Keep an eye out on June 19, 2008: that's the date the US Supreme Court will consider whether to grant review of the Ninth Circuit's decision in Vacation Village, Inc. v. Clark County, No. 05-16173 (July 23, 2007), a decision I blogged about here. The issue in that case, as posed by the petitioner is:
Whether a State’s recognition and constitutional protection of an unqualified compensable ownership interest in 500 feet of navigable airspace above a landowner’s property is preempted by federal laws that confer on the federal government "exclusive sovereignty" over the navigable airspace of the United States and grant the public the fight to traverse navigable airspace less than 500 feet above ground level to ensure safe takeoffs and landings of aircraft.
Clark County, Nevada imposes a height restriction on structures near McCarran Airport in Las Vegas, While the Ninth Circuit held there was no regulatory taking under federal law, it determined that under a Nevada law, the height restriction was a physical invasion of private property and therefore a per se regulatory taking meriting compensation. To reach this conclusion, the Ninth Circuit relied on a Nevada Supreme Court decision recognizing private property rights in the first 500 feet of airspace above ground.
The County asserts in its petition that this conclusion is impossible, since federal law makes airspace "part of the publicly-owned, navigable airspace needed to ensure safe takeoffs and landings." Petition at 3. This sounds a lot like the County is asking the Supreme Court for the first time to recognize an overriding public interest in airspace akin to the federal government's paramount rights in navigable waters (aka the "navigational servitude").
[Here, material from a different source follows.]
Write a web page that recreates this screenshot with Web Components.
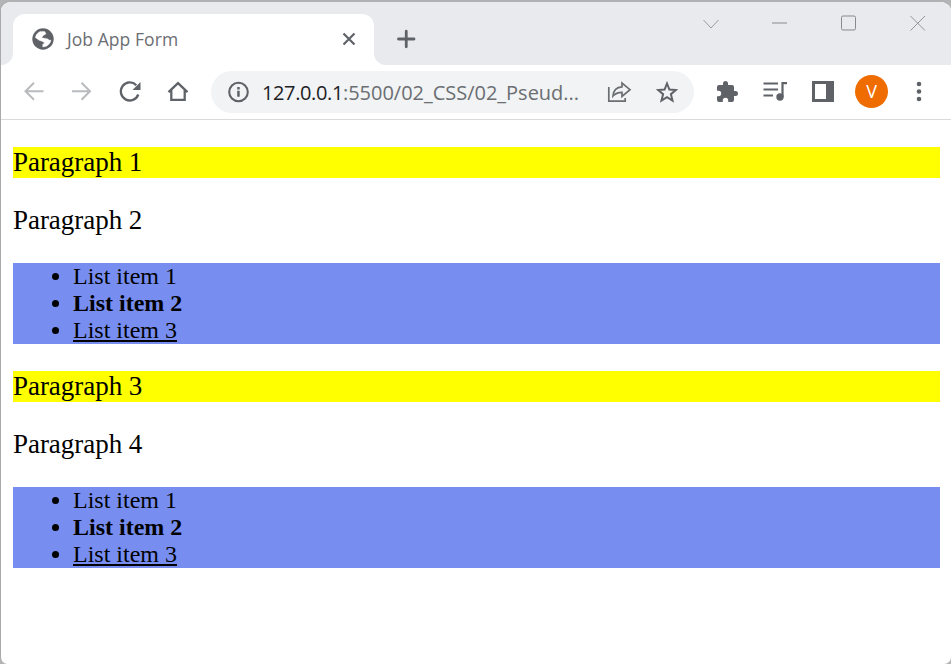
<!DOCTYPE html>
<html lang="en"><head><meta charset="utf-8"><title>Job App Form</title>
<style>
html,body{margin:0;height:100%;overflow:hidden;background:#b4b4b6}
</style></head><body>
<browser-window>
  <tab-strip slot="tabs"><browser-tab>Job App Form</browser-tab></tab-strip>
  <nav-toolbar slot="toolbar"><address-bar><span slot="host">127.0.0.1</span><span slot="path">:5500/02_CSS/02_Pseud...</span></address-bar></nav-toolbar>
  <page-paragraph marked>Paragraph 1</page-paragraph>
  <page-paragraph>Paragraph 2</page-paragraph>
  <page-list></page-list>
  <page-paragraph marked>Paragraph 3</page-paragraph>
  <page-paragraph>Paragraph 4</page-paragraph>
  <page-list></page-list>
</browser-window>
<script>
const define=(name,html)=>customElements.define(name,class extends HTMLElement{
  constructor(){super();this.attachShadow({mode:'open'}).innerHTML=html;}
});

define('browser-window',`<style>
:host{display:flex;flex-direction:column;box-sizing:border-box;height:664px;width:951px;border-left:1px solid #a9a9ab;border-top:2px solid #b1b1b3;border-radius:11px 11px 7px 7px;background:#fff;overflow:hidden}
main{flex:1;padding:27px 11px 0 12px;display:flex;flex-direction:column;gap:27px}
</style><slot name="tabs"></slot><slot name="toolbar"></slot><main><slot></slot></main>`);

define('tab-strip',`<style>
:host{display:flex;height:63px;flex:none;background:#fff}
.lead{width:12px;background:#e8eaed;border-bottom-right-radius:12px}
.tab{width:361px;padding-top:12px;box-sizing:border-box;background:#e8eaed}
.rest{flex:1;display:flex;background:#e8eaed;border-bottom-left-radius:12px}
.plus{margin:27px 0 0 21.500px}
.win{margin-left:auto;display:flex;gap:44px;padding:8.500px 21px 0 0;height:24px}
svg{display:block;fill:none}
</style><div class="lead"></div><div class="tab"><slot></slot></div>
<div class="rest"><svg class="plus" width="21" height="20" viewBox="0 0 21 20"><path d="M2.500 10h15.500M10.250 2.250v15.500" stroke="#5f6368" stroke-width="2.800" stroke-linecap="round"/></svg>
<div class="win">
<svg width="25" height="24" viewBox="0 0 25 24"><path d="M5.500 9l7.500 8L20.500 9" stroke="#999a9d"/></svg>
<svg width="25" height="24" viewBox="0 0 25 24"><path d="M5 12h15" stroke="#88898b"/></svg>
<svg width="25" height="24" viewBox="0 0 25 24"><rect x="5.500" y="5" width="14" height="14" rx="1.500" stroke="#88898b"/></svg>
<svg width="25" height="24" viewBox="0 0 25 24"><path d="M5.500 5L20 19.500M20 5L5.500 19.500" stroke="#939496"/></svg>
</div></div>`);

define('browser-tab',`<style>
:host{display:flex;align-items:center;box-sizing:border-box;height:51px;padding:0 18px 2px 18px;background:#fff;border-radius:12px 12px 0 0;font:17.500px/24px "Open Sans","Noto Sans",sans-serif;color:#6b6e72}
span{margin-left:12px;letter-spacing:.06px}svg{display:block}.close{margin-left:auto}
</style><svg width="24" height="24" viewBox="0 0 24 24"><circle cx="12" cy="12" r="10.700" fill="#5f6368"/><path d="M5 8.300Q6.500 5.700 9 4.500L13.800 4.600 15 6.900 12.400 8.400 10.700 10.700 16.300 11.700 18.300 13 20 13.200Q19.300 17.300 15 19.500L11.700 20V17.300L13.700 16 11.500 14.500 8 13.300 4.300 10.500z" fill="#fff" stroke="#fff" stroke-width=".3" stroke-linejoin="round"/></svg>
<span><slot></slot></span><svg class="close" width="14" height="14" viewBox="0 0 14 14"><path d="M1.500 1.500l11 11M12.500 1.500l-11 11" stroke="#5f6368" stroke-width="2.200"/></svg>`);

define('nav-toolbar',`<style>
:host{display:flex;align-items:center;box-sizing:border-box;height:55px;flex:none;padding:0 20px 0 21px;border-bottom:1px solid #d9dadc;background:#fff;font-family:"Open Sans","Noto Sans",sans-serif}
svg{display:block;flex:none}
.nav,.tools{display:flex;align-items:center;gap:24px}
.nav{margin-right:21px}.tools{margin-left:21px;flex:1}
.queue{margin-right:-1px}
.avatar{width:33px;height:33px;border-radius:50%;background:#ef6c00;color:#fff;font-size:18px;line-height:32px;text-align:center;margin:-1px -5px 0 -4px}
</style>
<div class="nav">
<svg width="24" height="24" viewBox="0 0 24 24" fill="none" stroke="#b9bbbe" stroke-width="2"><path d="M21.500 11.300H3.500M12 2.800L3.500 11.300l8.500 8.500"/></svg>
<svg width="24" height="24" viewBox="0 0 24 24" fill="none" stroke="#b9bbbe" stroke-width="2"><path d="M2 11.300H20M11.500 2.800l8.500 8.500-8.500 8.500"/></svg>
<svg width="24" height="24" viewBox="0 0 24 24"><path d="M20.300 14.500a9 9 0 1 1-2-9.300" fill="none" stroke="#5f6368" stroke-width="2.300"/><path d="M22.500 2v8h-8z" fill="#5f6368"/></svg>
<svg width="24" height="24" viewBox="0 0 24 24" fill="none" stroke="#5f6368" stroke-width="2.300"><path d="M2.500 12.200L12 3.200l9.500 9M5.300 10.200v9.700h13.400v-9.700"/></svg>
</div><slot></slot>
<div class="tools">
<svg width="24" height="24" viewBox="0 0 24 24" fill="#5f6368"><path d="M20.500 11H19V7a2 2 0 0 0-2-2h-4V3.500a2.500 2.500 0 0 0-5 0V5H4a2 2 0 0 0-1.990 2v3.800H3.500a2.700 2.700 0 0 1 0 5.400H2V20a2 2 0 0 0 2 2h3.800v-1.500a2.700 2.700 0 0 1 5.400 0V22H17a2 2 0 0 0 2-2v-4h1.500a2.500 2.500 0 0 0 0-5z"/></svg>
<svg class="queue" width="25" height="24" viewBox="0 0 25 24"><path d="M.500 3.500h14.500M.500 9.500h14.500M.500 15.500h9.500M19.500 17V3.200h4.500" fill="none" stroke="#5f6368" stroke-width="2.200"/><circle cx="17" cy="17" r="3.700" fill="#5f6368"/></svg>
<svg width="24" height="24" viewBox="0 0 24 24"><path fill-rule="evenodd" d="M1 1h22v21H1zM4 4v15h11V4z" fill="#5f6368"/></svg>
<div class="avatar">V</div>
<svg width="24" height="24" viewBox="0 0 24 24" fill="#5f6368"><circle cx="12" cy="4" r="2.300"/><circle cx="12" cy="11.500" r="2.300"/><circle cx="12" cy="19" r="2.300"/></svg>
</div>`);

define('address-bar',`<style>
:host{display:flex;align-items:center;box-sizing:border-box;width:483px;height:42px;flex:none;padding:1px 15px 0 16px;margin-top:-1px;border-radius:21px;background:#f1f3f4;font-size:20px;line-height:28px;color:#6b6e72}
svg{display:block;flex:none}.url{margin-left:12px;padding-top:1px;white-space:nowrap;letter-spacing:-.02px;flex:1}.host{color:#202124;letter-spacing:-.38px}.share{margin-right:23px}
</style>
<svg width="23" height="24" viewBox="0 0 23 24"><circle cx="11.500" cy="12" r="9.300" fill="none" stroke="#5f6368" stroke-width="2.100"/><path d="M10.200 10.700h2.500v6h-2.500zM10.200 7h2.500v2.400h-2.500z" fill="#5f6368"/></svg>
<span class="url"><span class="host"><slot name="host"></slot></span><slot name="path"></slot></span>
<svg class="share" width="25" height="24" viewBox="0 0 25 24" fill="none" stroke="#6b6e72" stroke-width="1.700"><path d="M1.800 7v14.200h16.400V18M6 16c.5-6.500 4.200-9 9-9.200V3l8 6.700-8 6.700v-4c-4.200.1-6.800 1-9 3.600z"/></svg>
<svg width="24" height="24" viewBox="0 0 24 24" fill="none" stroke="#5f6368" stroke-width="2"><path d="M12 3.500l2.400 6 6.400.5-4.900 4.200 1.600 6.300L12 17.100l-5.500 3.400 1.600-6.300L3.200 10l6.400-.5z"/></svg>`);

define('page-paragraph',`<style>
:host{display:block;height:31px;font:27px/31px "Liberation Serif","Times New Roman",serif;letter-spacing:-.04px;color:#000}
:host([marked]){background:#ff0}
</style><slot></slot>`);

define('page-list',`<style>
:host{display:block;background:#778ef0;font:24px/27px "Liberation Serif","Times New Roman",serif;color:#000}
ul{margin:0;padding:0 0 0 60px}li:nth-child(2){font-weight:bold}li:nth-child(3){text-decoration:underline}
</style><ul><li>List item 1</li><li>List item 2</li><li>List item 3</li></ul>`);
</script></body></html>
In other words, that airspace is essentially incapable of private ownership. This position should be familiar to anyone who deals regularly with the Army Corps of Engineers: the navigational servitude -- unlike the "avigational" servitude suggested by the petition -- is an ancient doctrine with its roots in Roman law which insures that all waterways that are actually navigable in their natural condition can be used by the public without payment of compensation. See Kaiser Aetna v. United States, 444 U.S. 164 (1979) (a case argued and won by my Damon Key colleagues Charlie Bocken and Diane Hastert, preventing the Corps from expanding the servitude to require uncompensated public use of navigable waters covered by federal regulations). Unlike the navigational servitude, however, the federal government's ability to regulate airspace is much more limited as recognized in the amicus brief filed by the Solicitor General:
While Congress presumably could enact statutes expressly adopting [petitioner's suggested] relatively complicated rule for preemption of state takings law, petitioner does not contend that Congress has done so. Rather, petitioner relies on principles of implied contract preemption, under which federal law preempts state law where compliance with both federal and state law is impossible or where state law poses an obstacle to accomplishing the full purposes and objectives of Congress as expressed in a statute.
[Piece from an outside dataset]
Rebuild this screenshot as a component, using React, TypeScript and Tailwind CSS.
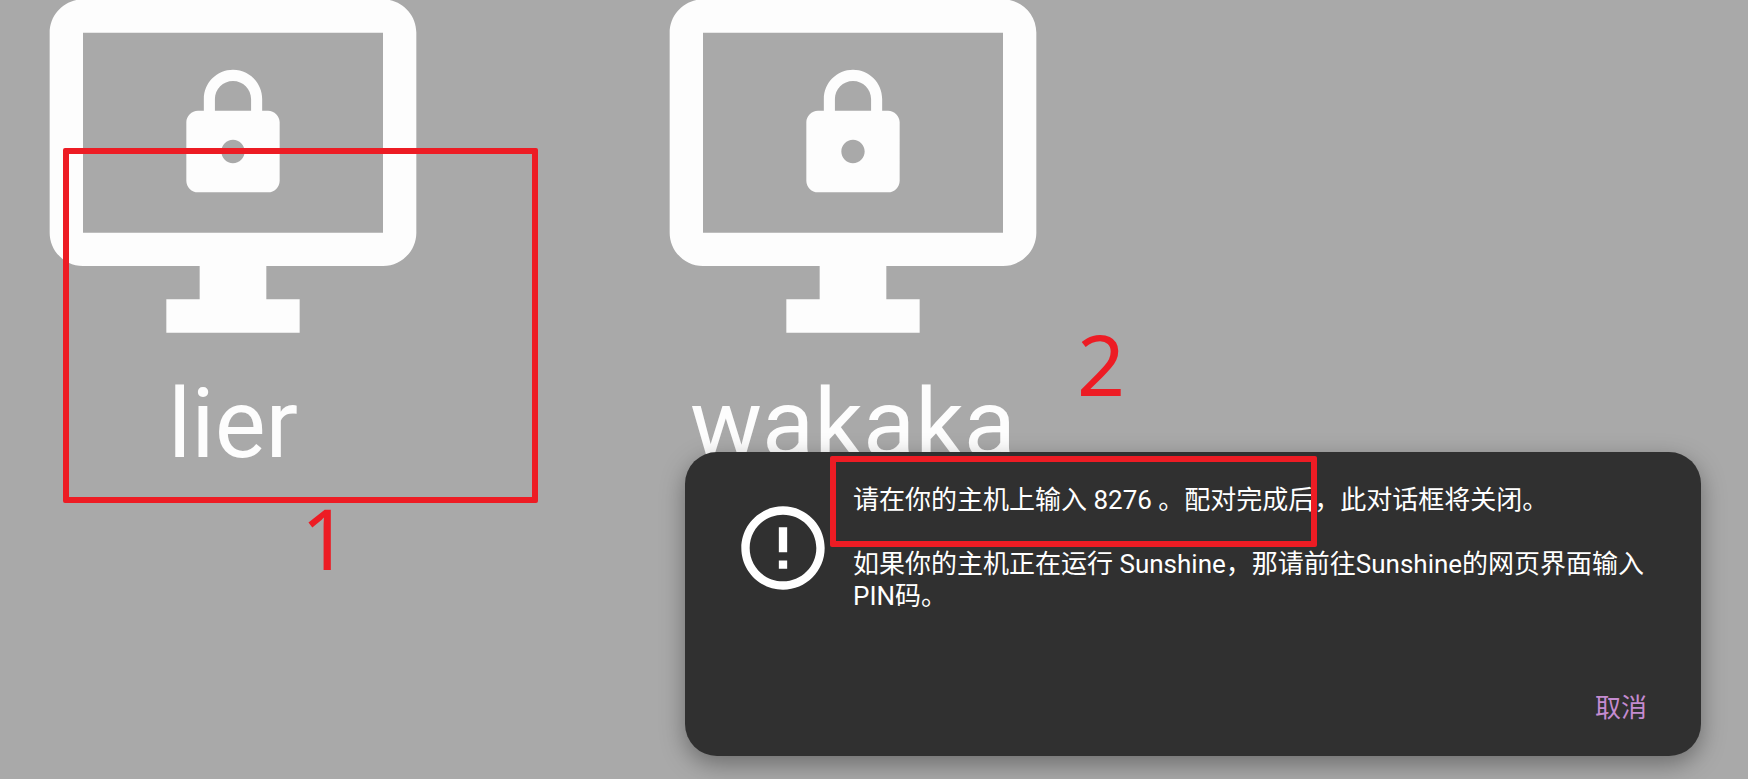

Brief for the United States as Amicus Curiae at 9. That brief also asserts the ability to use navigable airspace does not conflict with the requirement that an airport provide compensation:
Nor does the compensation remedy at issue in this case conflict with the statutory right of United States citizens...to travel through the navigable airspace.... The expansion of an existing airport, or the modification of its operations (like the shift from a 20:1 to a 50:1 approach path in this case), will often cause the statutory definition to encompass airspace that was not previously covered. The compensation requirement announced in [McCarran Int'l Airport v.] Sisolak[, 137 P.3d 1110 (Nev. 2006), cert. denied, 127 S. Ct. 1260 (2007)] pertains to the process by which particular airspace becomes part of the "navigable airspace" as a result of changes in airport operations. State-mandated compensation for property taken during that process does not, in and of itself, conflict with the public right of transit through the "navigable airspace" once those changes have been accomplished.
U.S. Brief at 13 (emphasis original). The County, on the other hand, argues that requiring it to provide compensation when it expands is facilities would be "catastrophic," since it would require airports to (gasp!) actually pay to expand their space onto private property. Petition at 14. Why following the Nevada Constitution's requirement of paying for property taken for public use is such a novel concept is, of course, not explained.
SCOTUSblog includes the case among the petitions to watch, and posts the Petition, the Brief in Opposition and the Reply brief. Also available is the amicus brief of the Air Line Pilot's Association and the aforementioned Solicitor General's brief for the United States, recommending denial of the petition.